I was also having a problem with the Christians I was living with. They felt that it was their duty to “hold me accountable” for my “sins”. If they thought I was doing something that wasn’t glorifying to God, then they had a meeting with me about it. I know they meant well, and they loved me, but it was getting really annoying. They also had some rules, which I understood why they were there, but it didn’t stop me from questioning them. Like we couldn’t have a boy in our room at any time, we couldn’t be sexually promiscuous, and we couldn’t give the appearance of doing anything inappropriate because it could taint our testimony to others.

I guess, after going so long with unanswered questions, seeing all of the hypocrisy in the church, having no self-esteem, and having other Christians judge my “sins” and tell me what I was doing wrong, I finally just threw up my hands and said, “Fuck it.” I realized that I hadn’t found what I was looking for in religion, and I didn’t want to feel guilty for my actions any longer.
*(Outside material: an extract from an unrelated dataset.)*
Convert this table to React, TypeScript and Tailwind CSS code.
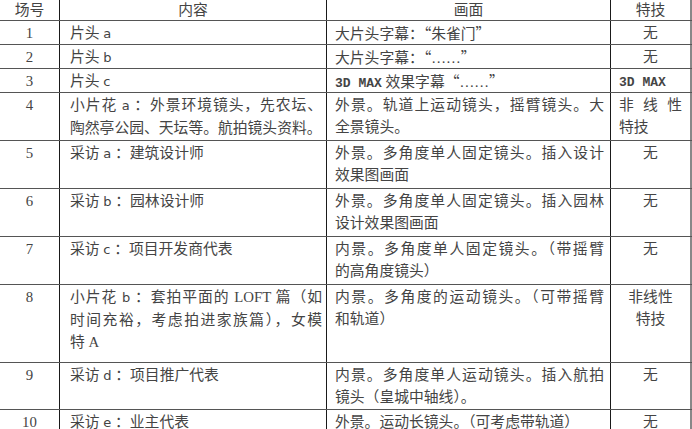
import React from "react";

type Cell = React.ReactNode[];

type Row = {
  no: string;
  h: string;
  content: Cell;
  shot: Cell;
  fx: React.ReactNode;
};

// latin letters in the content column look like a wide sans
const L = ({ children }: { children: React.ReactNode }) => (
  <span className="font-['DejaVu_Sans','Noto_Sans_CJK_SC',sans-serif] text-[13px]">
    {children}
  </span>
);

const M = ({ children }: { children: React.ReactNode }) => (
  <span className="font-['Liberation_Mono',monospace] text-[13px] font-bold">
    {children}
  </span>
);

// full-width punctuation (quotes)
const C = ({ children }: { children: React.ReactNode }) => (
  <span className="font-['Noto_Sans_CJK_SC',sans-serif]">{children}</span>
);

const None = () => <div className="text-center">无</div>;

const rows: Row[] = [
  {
    no: "1",
    h: "h-[24px]",
    content: [<>片头 <L>a</L></>],
    shot: [<>大片头字幕：<C>“</C>朱雀门<C>”</C></>],
    fx: <None />,
  },
  {
    no: "2",
    h: "h-[24px]",
    content: [<>片头 <L>b</L></>],
    shot: [<>大片头字幕：<C>“</C>……<C>”</C></>],
    fx: <None />,
  },
  {
    no: "3",
    h: "h-[24px]",
    content: [<>片头 <L>c</L></>],
    shot: [<><M>3D MAX</M> 效果字幕<C>“</C>……<C>”</C></>],
    fx: <M>3D MAX</M>,
  },
  {
    no: "4",
    h: "h-[48px]",
    content: [
      <>小片花 <L>a</L> ：外景环境镜头，先农坛、</>,
      "陶然亭公园、天坛等。航拍镜头资料。",
    ],
    shot: ["外景。轨道上运动镜头，摇臂镜头。大", "全景镜头。"],
    fx: (
      <>
        <div className="[text-align-last:justify]">非线性</div>
        <div>特技</div>
      </>
    ),
  },
  {
    no: "5",
    h: "h-[48px]",
    content: [<>采访 <L>a</L> ：建筑设计师</>],
    shot: ["外景。多角度单人固定镜头。插入设计", "效果图画面"],
    fx: <None />,
  },
  {
    no: "6",
    h: "h-[48px]",
    content: [<>采访 <L>b</L> ：园林设计师</>],
    shot: ["外景。多角度单人固定镜头。插入园林", "设计效果图画面"],
    fx: <None />,
  },
  {
    no: "7",
    h: "h-[48px]",
    content: [<>采访 <L>c</L> ：项目开发商代表</>],
    shot: ["内景。多角度单人固定镜头。（带摇臂", "的高角度镜头）"],
    fx: <None />,
  },
  {
    no: "8",
    h: "h-[78px]",
    content: [
      <>小片花 <L>b</L> ：套拍平面的 LOFT 篇（如</>,
      "时间充裕，考虑拍进家族篇），女模",
      "特 A",
    ],
    shot: ["内景。多角度的运动镜头。（可带摇臂", "和轨道）"],
    fx: (
      <div className="text-center">
        <div>非线性</div>
        <div>特技</div>
      </div>
    ),
  },
  {
    no: "9",
    h: "h-[47px]",
    content: [<>采访 <L>d</L> ：项目推广代表</>],
    shot: ["内景。多角度单人运动镜头。插入航拍", "镜头（皇城中轴线）。"],
    fx: <None />,
  },
  {
    no: "10",
    h: "h-[26px]",
    content: [<>采访 <L>e</L> ：业主代表</>],
    shot: ["外景。运动长镜头。（可考虑带轨道）"],
    fx: <None />,
  },
];

function Lines({ lines }: { lines: Cell }) {
  return (
    <>
      {lines.map((line, i) => (
        <div
          key={i}
          className={
            i < lines.length - 1
              ? "whitespace-nowrap text-justify [text-align-last:justify]"
              : "whitespace-nowrap"
          }
        >
          {line}
        </div>
      ))}
    </>
  );
}

export default function App() {
  return (
    <div className="w-[692px] h-[429px] overflow-hidden bg-white text-[#444] text-[14.8px] leading-[22px] font-['Liberation_Serif','Noto_Sans_CJK_SC',serif]">
      {/* header */}
      <div className="flex h-[21px] border-b border-[#555]">
        <div className="w-[60px] border-r border-[#1a1a1a] text-center leading-[20px]">场号</div>
        <div className="w-[267px] border-r border-[#1a1a1a] text-center leading-[20px]">内容</div>
        <div className="w-[284px] border-r border-[#1a1a1a] text-center leading-[20px]">画面</div>
        <div className="w-[81px] border-r-2 border-[#888] text-center leading-[20px]">特技</div>
      </div>

      {rows.map((r) => (
        <div key={r.no} className={`flex ${r.h} border-b border-[#555]`}>
          <div className="w-[60px] shrink-0 border-r border-[#1a1a1a] text-center pt-[1px]">{r.no}</div>
          <div className="w-[267px] shrink-0 overflow-hidden border-r border-[#1a1a1a] pl-[10px] pr-[4px] pt-[1px]">
            <Lines lines={r.content} />
          </div>
          <div className="w-[284px] shrink-0 overflow-hidden border-r border-[#1a1a1a] pl-[8px] pr-[6px] pt-[1px]">
            <Lines lines={r.shot} />
          </div>
          <div className="w-[81px] shrink-0 border-r-2 border-[#888] px-[8px] pt-[1px]">{r.fx}</div>
        </div>
      ))}
    </div>
  );
}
It was really difficult to break off my relationship with God, but I knew it had to be done if I wanted to keep my sanity. My last words to him were, “Since you are all-knowing, God, then you know why I have to stop this, and if you really love me, then show me that you truly exist or I’m gone.” Yeah, obviously, He never replied.

Now, at 23, I’ve finally liberated myself from religion, and it’s a wonderful feeling. I am so thankful that I am now thinking for myself, and don’t have to worry about what God or other Christians think. It’s been hard gaining my self-esteem back, but I’m slowly making progress. It’s really great to know that other people have been through similar situations, and can understand where I’m coming from.